JESÚS SÁNCHEZ ADALID | Sacerdote y escritor
Hace poco se cumplió un año desde que se hizo público que un misionero español estaba aislado en un hospital de Liberia, por tener síntomas de una enfermedad hasta ese momento casi desconocida en España: el ébola. Miguel Pajares, sacerdote de 75 años, convalecía en el hospital San José de Monrovia, junto a otros cinco religiosos, después de que hubiera muerto víctima del virus su director, el hermano Patrick Nshamdze. Entre ellos, como se supo después, se encontraba también otra ciudadana española, la hermana Juliana Bohi, de origen guineano.
Un avión del Ejército del Aire aterrizaba, trayendo a los infectados a primera hora del 7 de agosto del pasado año, tras haberse activado el protocolo de repatriación a España en tales casos. Para una sociedad nada acostumbrada ya a la amenaza de las epidemias, las imágenes fueron impactantes: el sacerdote enfermo tumbado dentro de un dispositivo de aislamiento; el personal sanitario, con trajes especiales de protección naranja, y el traslado entre grandes medidas de seguridad desde el aeropuerto hasta el hospital Carlos III de Madrid.

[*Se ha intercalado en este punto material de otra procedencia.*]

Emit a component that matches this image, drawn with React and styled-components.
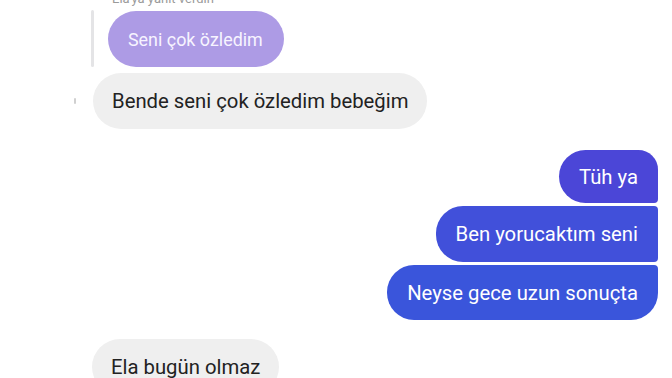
import React from "react";
import styled, { createGlobalStyle } from "styled-components";

const GlobalStyle = createGlobalStyle`
  html, body {
    margin: 0;
    padding: 0;
    background: #ffffff;
  }
  body {
    font-family: Roboto, "Noto Sans", "Liberation Sans", sans-serif;
    overflow: hidden;
  }
`;

const Thread = styled.div`
  width: 672px;
  height: 378px;
  overflow: hidden;
  display: flex;
  flex-direction: column;
  background: #fff;
`;

const ReplyNote = styled.div`
  height: 0;
  padding-left: 112px;
  font-size: 13px;
  line-height: 13px;
  color: #9a9a9a;
  transform: translateY(-8px);
  white-space: nowrap;
`;

const QuoteRow = styled.div`
  display: flex;
  align-items: stretch;
  gap: 14px;
  padding: 10px 0 0 91px;
`;

const QuoteBar = styled.div`
  width: 3px;
  border-radius: 2px;
  background: #e4e4e6;
`;

const QuotedBubble = styled.div`
  margin-top: 1px;
  height: 56px;
  padding: 0 21px 0 20px;
  display: flex;
  align-items: center;
  border-radius: 28px;
  background: #ad9be5;
  color: #f7f4ff;
  font-size: 17.9px;
`;

const IncomingRow = styled.div`
  display: flex;
  align-items: center;
  padding-left: ${(p) => p.$left || 92}px;
  margin-top: ${(p) => p.$top || 0}px;
  gap: 17px;
`;

const SeenMark = styled.div`
  width: 2px;
  height: 6px;
  border-radius: 1px;
  background: #d0d0d0;
  filter: blur(0.5px);
`;

const IncomingBubble = styled.div`
  height: 56px;
  padding: 0 19px 0 19px;
  display: flex;
  align-items: center;
  border-radius: 28px;
  background: #efefef;
  color: #222;
  font-size: 20.3px;
  white-space: nowrap;
`;

const OutgoingGroup = styled.div`
  display: flex;
  flex-direction: column;
  align-items: flex-end;
  gap: 3px;
  padding-right: 14px;
  margin-top: 21px;
`;

const OutgoingBubble = styled.div`
  height: ${(p) => p.$h || 55}px;
  padding: 0 20px;
  display: flex;
  align-items: center;
  background: ${(p) => p.$bg};
  color: #fff;
  font-size: 20.3px;
  white-space: nowrap;
  border-radius: ${(p) =>
    p.$pos === "first"
      ? "27px 20px 4px 27px"
      : p.$pos === "last"
      ? "27px 4px 27px 27px"
      : "27px 4px 4px 27px"};
`;

export default function App() {
  return (
    <>
      <GlobalStyle />
      <Thread>
        <ReplyNote>Ela'ya yanıt verdin</ReplyNote>
        <QuoteRow>
          <QuoteBar />
          <QuotedBubble>Seni çok özledim</QuotedBubble>
        </QuoteRow>
        <IncomingRow $left={74} $top={6}>
          <SeenMark />
          <IncomingBubble>Bende seni çok özledim bebeğim</IncomingBubble>
        </IncomingRow>
        <OutgoingGroup>
          <OutgoingBubble $pos="first" $h={53} $bg="#4b46d7">
            Tüh ya
          </OutgoingBubble>
          <OutgoingBubble $pos="middle" $h={56} $bg="#4150da">
            Ben yorucaktım seni
          </OutgoingBubble>
          <OutgoingBubble $pos="last" $h={55} $bg="#3a55db">
            Neyse gece uzun sonuçta
          </OutgoingBubble>
        </OutgoingGroup>
        <IncomingRow $top={19}>
          <IncomingBubble>Ela bugün olmaz</IncomingBubble>
        </IncomingRow>
      </Thread>
    </>
  );
}
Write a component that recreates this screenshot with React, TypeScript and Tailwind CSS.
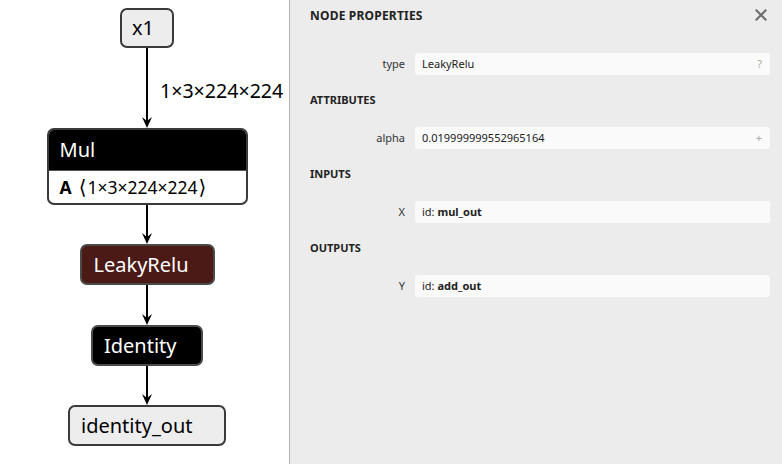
import React from "react";

const gFont = { fontFamily: '"Noto Sans", "DejaVu Sans", sans-serif' };

function Edge({ h, label }: { h: number; label?: string }) {
  return (
    <div className="relative w-[20px] shrink-0" style={{ height: h }}>
      <svg width="20" height={h} className="block">
        <line x1="10" y1="0" x2="10" y2={h - 3} stroke="#000" strokeWidth="2" />
        <polygon points={`10,${h} 5,${h - 11} 10,${h - 7} 15,${h - 11}`} fill="#000" />
      </svg>
      {label && (
        <div className="absolute left-[23px] top-[31px] whitespace-nowrap text-[19.6px] leading-[24px] text-black">
          {label}
        </div>
      )}
    </div>
  );
}

export default function App() {
  return (
    <div className="flex w-[782px] h-[464px] overflow-hidden" style={gFont}>
      <div className="w-[290px] h-full bg-white border-r border-[#b4b4b4] flex flex-col items-center pt-[8px] pl-[5px] shrink-0">
        <div className="w-[54px] h-[40px] box-border border-2 border-[#3a3a3a] rounded-[7px] bg-[#ededed] flex items-center pl-[10px] text-[20px] text-black">
          x1
        </div>
        <Edge h={80} label="1×3×224×224" />
        <div className="w-[201px] h-[77px] box-border border-2 border-[#3a3a3a] rounded-[7px] overflow-hidden flex flex-col bg-white">
          <div className="h-[40px] bg-black text-white text-[20px] flex items-center pl-[11px]">Mul</div>
          <div className="flex-1 flex items-center pl-[11px] text-[17.5px] text-black border-t border-[#555]">
            <span className="font-bold">A</span>
            <span className="ml-[7px] mr-[1px] text-[20px] leading-none" style={{ fontFamily: '"DejaVu Sans", sans-serif' }}>⟨</span>
            <span>1×3×224×224</span>
            <span className="ml-[1px] text-[20px] leading-none" style={{ fontFamily: '"DejaVu Sans", sans-serif' }}>⟩</span>
          </div>
        </div>
        <Edge h={39} />
        <div className="w-[135px] h-[41px] box-border border-2 border-[#4a4a4a] rounded-[7px] bg-[#4b1a16] flex items-center pl-[12px] text-[20px] text-white">
          LeakyRelu
        </div>
        <Edge h={40} />
        <div className="w-[112px] h-[41px] box-border border-2 border-[#4a4a4a] rounded-[7px] bg-black flex items-center pl-[11px] text-[20px] text-white">
          Identity
        </div>
        <Edge h={39} />
        <div className="w-[158px] h-[41px] box-border border-2 border-[#3a3a3a] rounded-[7px] bg-[#ededed] flex items-center pl-[11px] text-[20px] text-black">
          identity_out
        </div>
      </div>
      <div className="flex-1 h-full bg-[#ececec] pt-[8px] pl-[20px] pr-[12px] text-[#222]">
        <div className="h-[16px] flex items-center justify-between">
          <div className="text-[12px] font-bold tracking-[0.2px] text-[#222]">NODE PROPERTIES</div>
          <svg width="12" height="12" viewBox="0 0 12 12" className="mr-[3px] -mt-[3px]">
            <path d="M1.5 1.5 L10.5 10.5 M10.5 1.5 L1.5 10.5" stroke="#6f6f6f" strokeWidth="2.2" strokeLinecap="square" />
          </svg>
        </div>
        <Row label="type" mt="mt-[29px]" value={<span>LeakyRelu</span>} suffix="?" />
        <Title text="ATTRIBUTES" />
        <Row label="alpha" mt="mt-[19px]" value={<span>0.019999999552965164</span>} suffix="+" />
        <Title text="INPUTS" />
        <Row
          label="X"
          mt="mt-[19px]"
          value={
            <span>
              id: <span className="font-bold">mul_out</span>
            </span>
          }
        />
        <Title text="OUTPUTS" />
        <Row
          label="Y"
          mt="mt-[19px]"
          value={
            <span>
              id: <span className="font-bold">add_out</span>
            </span>
          }
        />
      </div>
    </div>
  );
}

function Title({ text }: { text: string }) {
  return <div className="mt-[17px] h-[16px] leading-[16px] text-[11px] font-bold text-[#222]">{text}</div>;
}

function Row({
  label,
  value,
  suffix,
  mt,
}: {
  label: string;
  value: React.ReactNode;
  suffix?: string;
  mt: string;
}) {
  return (
    <div className={`flex items-center gap-[10px] ${mt}`}>
      <div className="w-[95px] text-right text-[11px] text-[#333]">{label}</div>
      <div className="flex-1 h-[22px] rounded-[3px] bg-[#fafafa] flex items-center justify-between pl-[7px] pr-[8px] text-[11px] text-[#222]">
        {value}
        {suffix && <span className="text-[#a8a8a8] text-[11px]">{suffix}</span>}
      </div>
    </div>
  );
}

Inmediatamente, asistíamos perplejos al lamentable espectáculo de las críticas de una parte de la ciudadanía. Qué vergüenza: auténtica insolidaridad y cruel ingratitud con unos ciudadanos españoles que habían entregado sus vidas para servir a la humanidad. Consideraciones religiosas aparte, España les traía a su país en cumplimiento de un deber cívico para con ellos: hacer todo lo posible para salvarlos.
Desgraciadamente, y a pesar de haberle suministrado el suero experimental ZMapp, el medicamento que se había comenzado a administrar en Estados Unidos, Miguel Pajares murió. Un mes y medio después, el 22 de septiembre, fue repatriado Manuel García Viejo, director médico del hospital San Juan de Dios de Lunsar, que también había resultado infectado en Sierra Leona. También falleció en el Carlos III, porque no se le pudo administrar el suero experimental por estar agotadas las existencias.
Pocos días después, se confirmó que una de las auxiliares de enfermería que atendió a García Viejo, Teresa Romero, había contraído la enfermedad. Fue trasladada al hospital, donde la trataron con plasma de la religiosa Paciencia Melgar, que trabajaba con Miguel Pajares y que superó la enfermedad en Liberia. El día 7, el marido de la auxiliar fue ingresado en aislamiento. También lo fue un ingeniero español procedente de Nigeria y otras dos sanitarias que atendieron a los misioneros. En total, estuvieron bajo vigilancia medio centenar de personas. El Gobierno creó un comité especial para el seguimiento de la crisis, presidido por la vicepresidenta del Ejecutivo.
Poco a poco, los infectados fueron dados de alta. Y después de cinco ajetreados meses, entre polémicas de todo género, el 2 de diciembre la Organización Mundial de la Salud declaró a España “país libre de ébola”.
Pasado un año de todo aquello, nadie se atrevería hoy a negar que el sacrificio de los misioneros sirvió para cobrar ánimos y confianza en los esfuerzos para controlar la enfermedad en el territorio del primer mundo. Ellos no habían ido al tercer mundo por capricho. Cuidaban a enfermos. Nadie obligó al P. Pajares ni al médico García Viejo a dejarse la vida junto a los pobres, sino que cumplían con su ideal religioso de amor al prójimo. Para los que creemos, sus muertes se insertan en la verdadera gloria que corresponde a los mártires. Aunque, tristemente, hay quien no sea capaz de ver más allá de los gastos ocasionados por su traslado o el cobarde pánico por el contagio.
La mezquindad de una parte de esta sociedad, que decimos “avanzada”, se olvida de los 13.000 misioneros españoles, pertenecientes a 440 instituciones religiosas, congregaciones, movimientos, parroquias, diócesis… que también entregan su vida en los rincones más olvidados de la tierra.
Aunque otra parte de esa misma sociedad sí da grandes muestras de generosidad. España es el segundo país del mundo, tras EE.UU., que más contribuye económicamente a la acción misionera: unos 15 millones de euros anuales, obtenidos principalmente de donaciones de los fieles en las parroquias. Y, gracias a Dios, la reciente concesión del Premio Princesa de Asturias de la Concordia a la Orden Hospitalaria de San Juan de Dios viene a paliar en cierto modo esa otra mirada.